Goal | Return the listing below unchanged, minus its pictures.

Supplied information |
--
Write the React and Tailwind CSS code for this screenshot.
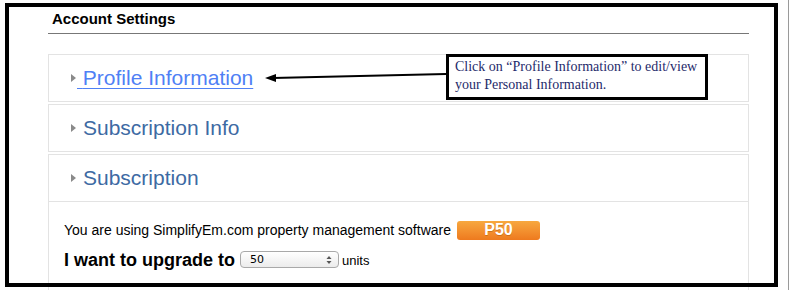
export default function App() {
  const sections = [
    { id: 'profile', title: 'Profile Information', link: true },
    { id: 'subinfo', title: 'Subscription Info' },
  ]

  return (
    <div className="relative w-[799px] h-[290px] overflow-hidden bg-white font-['Liberation_Sans',Arial,sans-serif]">
      <main className="ml-[48px] w-[701px]">
        <h1 className="pt-[10px] pb-[5px] pl-[4px] text-[15px] leading-[18px] font-bold text-black border-b border-[#777]">
          Account Settings
        </h1>

        <div className="mt-[20px] flex flex-col gap-[2px]">
          {sections.map(s => (
            <div key={s.id} className="h-[48px] border border-[#e3e3e3] flex items-center pl-[22px]">
              <span className="w-0 h-0 border-y-[4px] border-y-transparent border-l-[5px] border-l-[#8a8a8a]" />
              {s.link ? (
                <a href="#" className="ml-[1px] text-[21px] leading-[24px] text-[#4f80f5] underline underline-offset-[3px] decoration-1">
                  &nbsp;{s.title}
                </a>
              ) : (
                <span className="ml-[7px] text-[21px] leading-[24px] text-[#3d6aa3]">{s.title}</span>
              )}
            </div>
          ))}

          <div className="h-[140px] border border-[#e3e3e3]">
            <div className="h-[47px] border-b border-[#e3e3e3] flex items-center pl-[22px]">
              <span className="w-0 h-0 border-y-[4px] border-y-transparent border-l-[5px] border-l-[#8a8a8a]" />
              <span className="ml-[7px] text-[21px] leading-[24px] text-[#3d6aa3]">Subscription</span>
            </div>
            <div className="pl-[15px] pt-[18px]">
              <div className="flex items-center text-[14px] leading-[20px] text-black">
                <span>You are using SimplifyEm.com property management software</span>
                <span className="ml-[6px] w-[83px] h-[19px] rounded-[3px] bg-gradient-to-b from-[#f7a83f] to-[#ee7a1e] flex items-center justify-center text-white font-bold text-[16px] leading-none [text-shadow:0_1px_0_rgba(150,70,0,0.4)]">
                  P50
                </span>
              </div>
              <div className="mt-[10px] flex items-center">
                <span className="text-[18px] leading-[18px] font-bold text-black">I want to upgrade to</span>
                <div className="ml-[5px] w-[99px] h-[17px] rounded-[4px] border border-[#a9a9a9] bg-gradient-to-b from-white to-[#ececec] flex items-center justify-between pl-[9px] pr-[6px]">
                  <span className="text-[11px] leading-none text-black font-['DejaVu_Sans',sans-serif]">50</span>
                  <svg width="6" height="10" viewBox="0 0 6 10">
                    <path d="M3 1 L5.5 4 L0.5 4 Z" fill="#555" />
                    <path d="M3 9 L5.5 6 L0.5 6 Z" fill="#555" />
                  </svg>
                </div>
                <span className="ml-[3px] mt-[3px] text-[13px] leading-[16px] text-black">units</span>
              </div>
            </div>
          </div>
        </div>
      </main>

      {/* annotation: arrow + callout */}
      <svg className="absolute left-[260px] top-[66px]" width="190" height="20" viewBox="0 0 190 20">
        <path d="M13 12 L186 8" stroke="#000" strokeWidth="2" fill="none" />
        <path d="M5 12 L16 8 L16 16 Z" fill="#000" />
      </svg>
      <div className="absolute left-[446px] top-[54px] w-[262px] h-[46px] border-[3px] border-black bg-white pl-[6px] pt-[1px] whitespace-nowrap font-['Liberation_Serif','Times_New_Roman',serif] text-[14px] leading-[18px] text-[#1f2b6b]">
        <p>Click on “Profile Information” to edit/view</p>
        <p>your Personal Information.</p>
      </div>

      <div className="absolute left-[5px] top-[3px] w-[773px] h-[284px] border-4 border-black pointer-events-none" />
      <div className="absolute left-[788px] top-0 bottom-0 w-px bg-[#9a9a9a]" />
    </div>
  )
}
--
Response below |
Write the React and Tailwind CSS code for this screenshot.
export default function App() {
  const sections = [
    { id: 'profile', title: 'Profile Information', link: true },
    { id: 'subinfo', title: 'Subscription Info' },
  ]

  return (
    <div className="relative w-[799px] h-[290px] overflow-hidden bg-white font-['Liberation_Sans',Arial,sans-serif]">
      <main className="ml-[48px] w-[701px]">
        <h1 className="pt-[10px] pb-[5px] pl-[4px] text-[15px] leading-[18px] font-bold text-black border-b border-[#777]">
          Account Settings
        </h1>

        <div className="mt-[20px] flex flex-col gap-[2px]">
          {sections.map(s => (
            <div key={s.id} className="h-[48px] border border-[#e3e3e3] flex items-center pl-[22px]">
              <span className="w-0 h-0 border-y-[4px] border-y-transparent border-l-[5px] border-l-[#8a8a8a]" />
              {s.link ? (
                <a href="#" className="ml-[1px] text-[21px] leading-[24px] text-[#4f80f5] underline underline-offset-[3px] decoration-1">
                  &nbsp;{s.title}
                </a>
              ) : (
                <span className="ml-[7px] text-[21px] leading-[24px] text-[#3d6aa3]">{s.title}</span>
              )}
            </div>
          ))}

          <div className="h-[140px] border border-[#e3e3e3]">
            <div className="h-[47px] border-b border-[#e3e3e3] flex items-center pl-[22px]">
              <span className="w-0 h-0 border-y-[4px] border-y-transparent border-l-[5px] border-l-[#8a8a8a]" />
              <span className="ml-[7px] text-[21px] leading-[24px] text-[#3d6aa3]">Subscription</span>
            </div>
            <div className="pl-[15px] pt-[18px]">
              <div className="flex items-center text-[14px] leading-[20px] text-black">
                <span>You are using SimplifyEm.com property management software</span>
                <span className="ml-[6px] w-[83px] h-[19px] rounded-[3px] bg-gradient-to-b from-[#f7a83f] to-[#ee7a1e] flex items-center justify-center text-white font-bold text-[16px] leading-none [text-shadow:0_1px_0_rgba(150,70,0,0.4)]">
                  P50
                </span>
              </div>
              <div className="mt-[10px] flex items-center">
                <span className="text-[18px] leading-[18px] font-bold text-black">I want to upgrade to</span>
                <div className="ml-[5px] w-[99px] h-[17px] rounded-[4px] border border-[#a9a9a9] bg-gradient-to-b from-white to-[#ececec] flex items-center justify-between pl-[9px] pr-[6px]">
                  <span className="text-[11px] leading-none text-black font-['DejaVu_Sans',sans-serif]">50</span>
                  <svg width="6" height="10" viewBox="0 0 6 10">
                    <path d="M3 1 L5.5 4 L0.5 4 Z" fill="#555" />
                    <path d="M3 9 L5.5 6 L0.5 6 Z" fill="#555" />
                  </svg>
                </div>
                <span className="ml-[3px] mt-[3px] text-[13px] leading-[16px] text-black">units</span>
              </div>
            </div>
          </div>
        </div>
      </main>

      {/* annotation: arrow + callout */}
      <svg className="absolute left-[260px] top-[66px]" width="190" height="20" viewBox="0 0 190 20">
        <path d="M13 12 L186 8" stroke="#000" strokeWidth="2" fill="none" />
        <path d="M5 12 L16 8 L16 16 Z" fill="#000" />
      </svg>
      <div className="absolute left-[446px] top-[54px] w-[262px] h-[46px] border-[3px] border-black bg-white pl-[6px] pt-[1px] whitespace-nowrap font-['Liberation_Serif','Times_New_Roman',serif] text-[14px] leading-[18px] text-[#1f2b6b]">
        <p>Click on “Profile Information” to edit/view</p>
        <p>your Personal Information.</p>
      </div>

      <div className="absolute left-[5px] top-[3px] w-[773px] h-[284px] border-4 border-black pointer-events-none" />
      <div className="absolute left-[788px] top-0 bottom-0 w-px bg-[#9a9a9a]" />
    </div>
  )
}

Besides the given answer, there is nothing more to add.